La joven se encogió de hombros.

—Querida —dijo su madre, tímidamente—, ¿no crees que podrías convencer al Comité para que lady Tynewood se sentara en la mesa del duque? Después de todo, es de aquí, y los Tynewood son una de las mejores familias de Droitshire.

Marjorie no contestó.

—Qué —dijo Alma Tynewood, secamente—, ¿no oye usted que le habla su madre?

—Ya le contestaré cuando estemos solas y le daré motivos excelentes por los que debe usted sentarse entre los rústicos de aquí.

La otra hizo una mueca.

—¡Ah. comprendo! —dijo—. Se trata de un complot, ¿eh?
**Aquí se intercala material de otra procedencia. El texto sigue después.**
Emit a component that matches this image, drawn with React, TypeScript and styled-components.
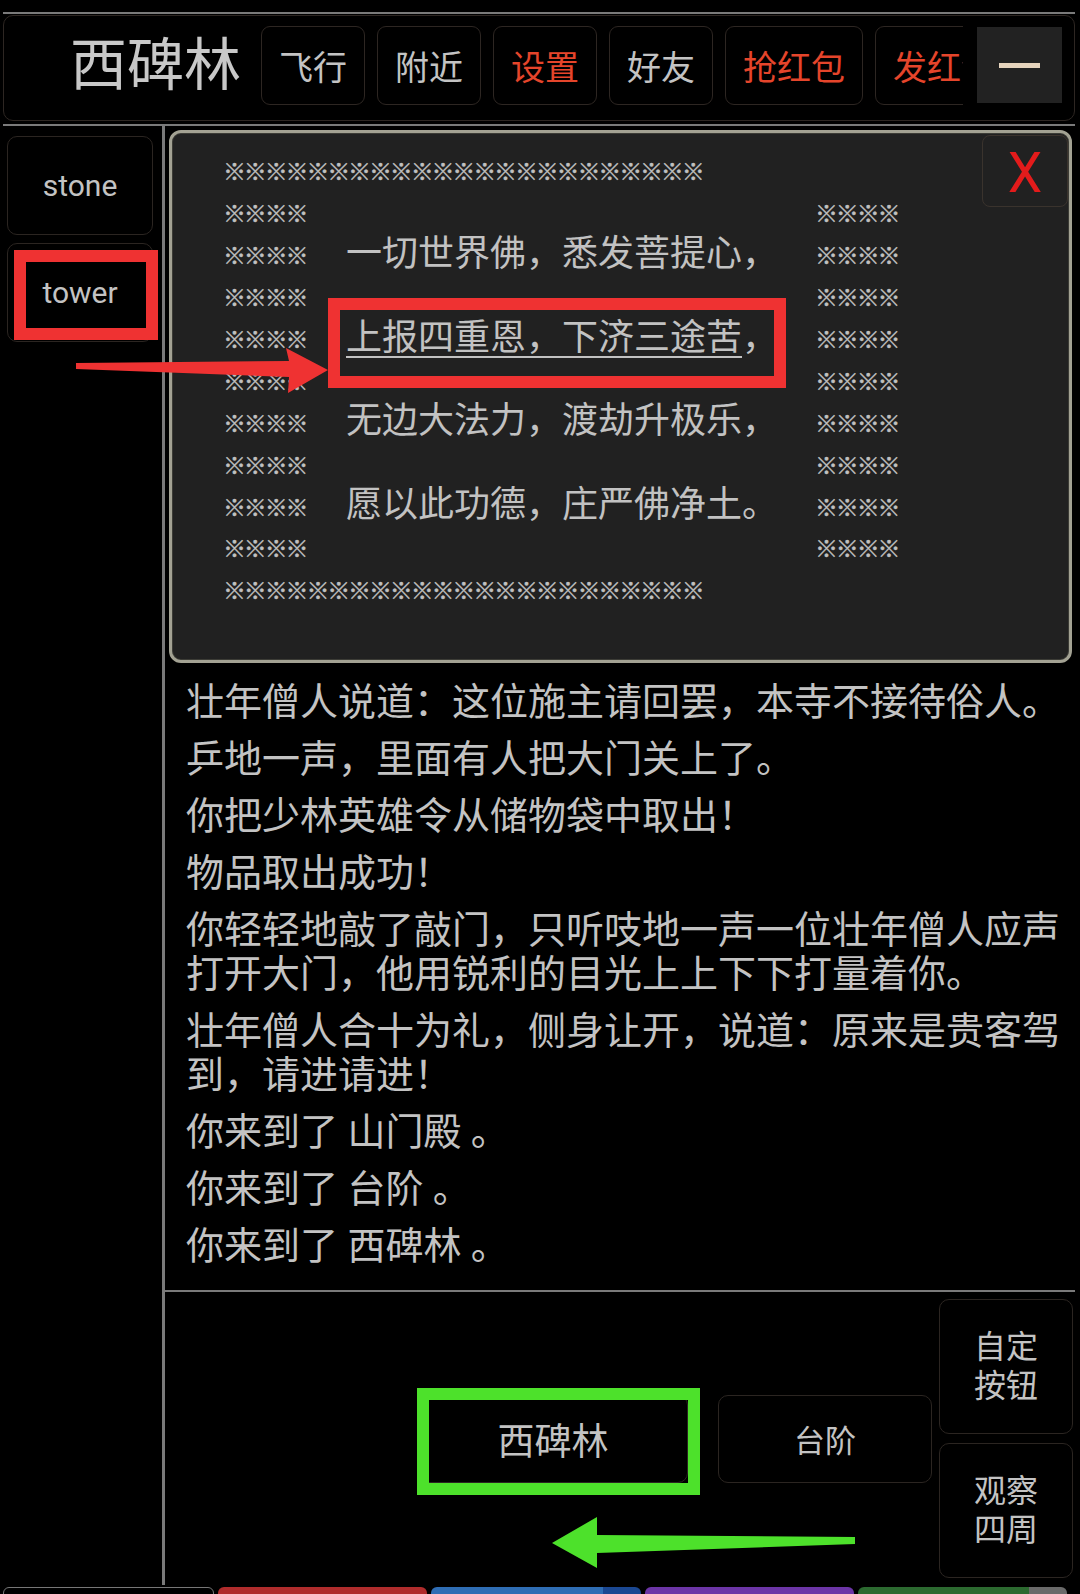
import React from "react";
import styled, { createGlobalStyle } from "styled-components";

const Global = createGlobalStyle`
  html, body { margin: 0; padding: 0; background: #000; }
  body { font-family: Roboto, "Noto Sans CJK SC", sans-serif; color: #c3c3c3; }
  * { box-sizing: border-box; }
`;

const CJK = `Roboto, "Noto Sans CJK SC", sans-serif`;

const Page = styled.div`
  position: relative;
  width: 1080px;
  height: 1594px;
  overflow: hidden;
  background: #000;
  display: flex;
  flex-direction: column;
  padding-top: 12px;
`;

const Header = styled.header`
  flex: none;
  margin: 0 5px 0 3px;
  border-top: 2px solid #7a7a7a;
  border-bottom: 2px solid #7a7a7a;
  padding: 1px 0 3px;
`;

const HeaderBar = styled.div`
  height: 106px;
  border: 1.5px solid #2d2622;
  border-radius: 10px;
  display: flex;
  align-items: flex-start;
  padding: 10px 12px 0 66px;
`;

const Title = styled.h1`
  flex: none;
  margin: 0 20px 0 0;
  height: 79px;
  font-family: ${CJK};
  font-weight: 400;
  font-size: 57px;
  line-height: 79px;
  color: #c8c8c8;
`;

const TopButtons = styled.nav`
  flex: 1;
  display: flex;
  gap: 12px;
  overflow: hidden;
  margin-right: 14px;
`;

const TopButton = styled.div<{ $red?: boolean }>`
  flex: none;
  height: 79px;
  padding: 0 17px;
  border: 1.5px solid #2d2622;
  border-radius: 9px;
  display: flex;
  align-items: center;
  justify-content: center;
  font-family: ${CJK};
  font-size: 34px;
  color: ${(p) => (p.$red ? "#e5452b" : "#c3c3c3")};
  white-space: nowrap;
`;

const MenuButton = styled.div`
  flex: none;
  width: 85px;
  height: 76px;
  margin-top: 1px;
  background: #222;
  display: flex;
  align-items: center;
  justify-content: center;
`;

const MenuBar = styled.span`
  width: 41px;
  height: 5px;
  background: #e6d4bd;
`;

const Body = styled.div`
  flex: none;
  height: 1459px;
  display: flex;
`;

const Sidebar = styled.aside`
  flex: none;
  width: 165px;
  border-right: 3px solid #7a7a7a;
  padding: 10px 0 0 7px;
  display: flex;
  flex-direction: column;
  gap: 8px;
`;

const SideButton = styled.div`
  width: 146px;
  height: 99px;
  border: 1.5px solid #2b2521;
  border-radius: 10px;
  display: flex;
  align-items: center;
  justify-content: center;
  font-family: Roboto, sans-serif;
  font-size: 30px;
  color: #c3c3c3;
`;

const Main = styled.main`
  flex: 1;
  margin-right: 5px;
  display: flex;
  flex-direction: column;
  min-width: 0;
`;

const Dialog = styled.section`
  position: relative;
  flex: none;
  height: 533px;
  margin: 4px 3px 0 4px;
  border: 3px solid #a3a293;
  border-radius: 12px;
  background: #212121;
  box-shadow: inset 0 0 0 1px #3c3c36;
  padding: 17px 0 0 51px;
`;

const PoemRow = styled.div`
  display: grid;
  grid-template-columns: 123px 469px auto;
  align-items: center;
  height: 41.9px;
`;

const Stars = styled.span`
  font-family: "Noto Sans CJK SC", sans-serif;
  font-size: 23px;
  letter-spacing: -2.15px;
  line-height: 1;
  color: #c0c0c0;
  -webkit-text-stroke: 0.35px #c0c0c0;
  white-space: nowrap;
`;

const PoemText = styled.span`
  font-family: ${CJK};
  font-size: 36px;
  line-height: 41.9px;
  color: #c2c2c2;
  white-space: nowrap;
`;

const PoemLink = styled.span`
  text-decoration: underline;
  text-decoration-thickness: 2px;
  text-underline-offset: 6px;
`;

const CloseButton = styled.div`
  position: absolute;
  top: 2px;
  right: 1px;
  width: 86px;
  height: 72px;
  padding-top: 5px;
  border: 1.5px solid #3a332d;
  border-radius: 8px;
  display: flex;
  align-items: center;
  justify-content: center;
  font-family: Roboto, sans-serif;
  font-size: 55px;
  line-height: 1;
  color: #e31b1b;
`;

const Log = styled.div`
  flex: 1;
  overflow: hidden;
  padding: 17px 10px 0 21px;
  font-family: ${CJK};
  font-size: 38px;
  line-height: 44px;
  color: #c3c3c3;
`;

const LogLine = styled.p`
  margin: 0 0 13px;
`;

const BottomPanel = styled.div`
  flex: none;
  height: 295px;
  border-top: 2px solid #7a7a7a;
  margin-left: -2px;
  display: flex;
`;

const Exits = styled.div`
  flex: 1;
  display: grid;
  grid-template-columns: 225px 270px 214px;
  column-gap: 30px;
  align-items: center;
`;

const ExitButton = styled.div<{ $current?: boolean }>`
  height: 88px;
  border: 1.5px solid #2b2521;
  border-radius: 10px;
  display: flex;
  align-items: center;
  justify-content: center;
  font-family: ${CJK};
  font-size: ${(p) => (p.$current ? 37 : 31)}px;
  color: #c3c3c3;
`;

const SideActions = styled.div`
  flex: none;
  width: 134px;
  margin: 0 2px 0 7px;
  padding-top: 7px;
  display: flex;
  flex-direction: column;
  gap: 9px;
`;

const ActionButton = styled.div`
  height: 135px;
  border: 1.5px solid #2b2521;
  border-radius: 10px;
  display: flex;
  align-items: center;
  justify-content: center;
  text-align: center;
  font-family: ${CJK};
  font-size: 32px;
  line-height: 39px;
  color: #c3c3c3;
`;

const Tabs = styled.div`
  flex: none;
  margin-top: 2px;
  height: 40px;
  display: flex;
  gap: 4px;
  padding: 0 13px 0 3px;
`;

const Tab = styled.div<{ $bg: string; $edge?: string; $outline?: boolean }>`
  flex: 1;
  border-radius: 6px 6px 0 0;
  background: ${(p) =>
    p.$edge ? `linear-gradient(90deg, ${p.$bg} 82%, ${p.$edge} 82%)` : p.$bg};
  border: ${(p) => (p.$outline ? "1.5px solid #777" : "none")};
`;

const Frame = styled.div<{ $color: string }>`
  position: absolute;
  border: 12px solid ${(p) => p.$color};
  pointer-events: none;
`;

const Overlay = styled.svg`
  position: absolute;
  left: 0;
  top: 0;
  pointer-events: none;
`;

const STAR4 = "※※※※";
const STAR23 = "※".repeat(23);

const poem: (React.ReactNode | null)[] = [
  null,
  "一切世界佛，悉发菩提心，",
  null,
  <>
    <PoemLink>上报四重恩，下济三途苦</PoemLink>，
  </>,
  null,
  "无边大法力，渡劫升极乐，",
  null,
  "愿以此功德，庄严佛净土。",
  null,
];

const logLines = [
  "壮年僧人说道：这位施主请回罢，本寺不接待俗人。",
  "乒地一声，里面有人把大门关上了。",
  "你把少林英雄令从储物袋中取出！",
  "物品取出成功！",
  "你轻轻地敲了敲门，只听吱地一声一位壮年僧人应声打开大门，他用锐利的目光上上下下打量着你。",
  "壮年僧人合十为礼，侧身让开，说道：原来是贵客驾到，请进请进！",
  "你来到了 山门殿 。",
  "你来到了 台阶 。",
  "你来到了 西碑林 。",
];

export default function App() {
  return (
    <Page>
      <Global />
      <Header>
        <HeaderBar>
          <Title>西碑林</Title>
          <TopButtons>
            <TopButton>飞行</TopButton>
            <TopButton>附近</TopButton>
            <TopButton $red>设置</TopButton>
            <TopButton>好友</TopButton>
            <TopButton $red>抢红包</TopButton>
            <TopButton $red>发红包</TopButton>
          </TopButtons>
          <MenuButton>
            <MenuBar />
          </MenuButton>
        </HeaderBar>
      </Header>
      <Body>
        <Sidebar>
          <SideButton>stone</SideButton>
          <SideButton>tower</SideButton>
        </Sidebar>
        <Main>
          <Dialog>
            <PoemRow>
              <Stars>{STAR23}</Stars>
            </PoemRow>
            {poem.map((line, i) => (
              <PoemRow key={i}>
                <Stars>{STAR4}</Stars>
                <PoemText>{line}</PoemText>
                <Stars>{STAR4}</Stars>
              </PoemRow>
            ))}
            <PoemRow>
              <Stars>{STAR23}</Stars>
            </PoemRow>
            <CloseButton>X</CloseButton>
          </Dialog>
          <Log>
            {logLines.map((l, i) => (
              <LogLine key={i}>{l}</LogLine>
            ))}
          </Log>
          <BottomPanel>
            <Exits>
              <span />
              <ExitButton $current>西碑林</ExitButton>
              <ExitButton>台阶</ExitButton>
            </Exits>
            <SideActions>
              <ActionButton>
                自定
                <br />
                按钮
              </ActionButton>
              <ActionButton>
                观察
                <br />
                四周
              </ActionButton>
            </SideActions>
          </BottomPanel>
        </Main>
      </Body>
      <Tabs>
        <Tab $bg="#000" $outline />
        <Tab $bg="#b02c2c" />
        <Tab $bg="#2f6db4" $edge="#1b4892" />
        <Tab $bg="#6c35a6" />
        <Tab $bg="#2c6a30" $edge="#6a6a6a" />
      </Tabs>

      <Frame $color="#ef3232" style={{ left: 14, top: 250, width: 144, height: 90 }} />
      <Frame $color="#ef3232" style={{ left: 328, top: 298, width: 458, height: 90 }} />
      <Frame $color="#4de12b" style={{ left: 417, top: 1388, width: 283, height: 107 }} />
      <Overlay width={1080} height={1594} viewBox="0 0 1080 1594">
        <polygon
          fill="#ef3232"
          points="76,363 289,361 286,348 328,370 288,393 289,377 76,369"
        />
        <polygon
          fill="#4de12b"
          points="855,1537 597,1535 597,1517 552,1543 597,1568 597,1553 855,1544"
        />
      </Overlay>
    </Page>
  );
}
—No, que yo sepa —replicó Marjorie, con el rostro encendido y los ojos brillándole peligrosamente—. Pero una cosa le digo, lady Tynewood: que si la hubieran puesto a usted en mi mesa, yo no me habría sentado a su lado.

La otra respiró profundamente, y haciendo un gesto a la angustiada mistress Stedman, se dirigió a la puerta.

—Algún día, amiguita, te arrepentirás de haber dicho eso —murmuró entre dientes; abrió la puerta y se fue, dando un portazo.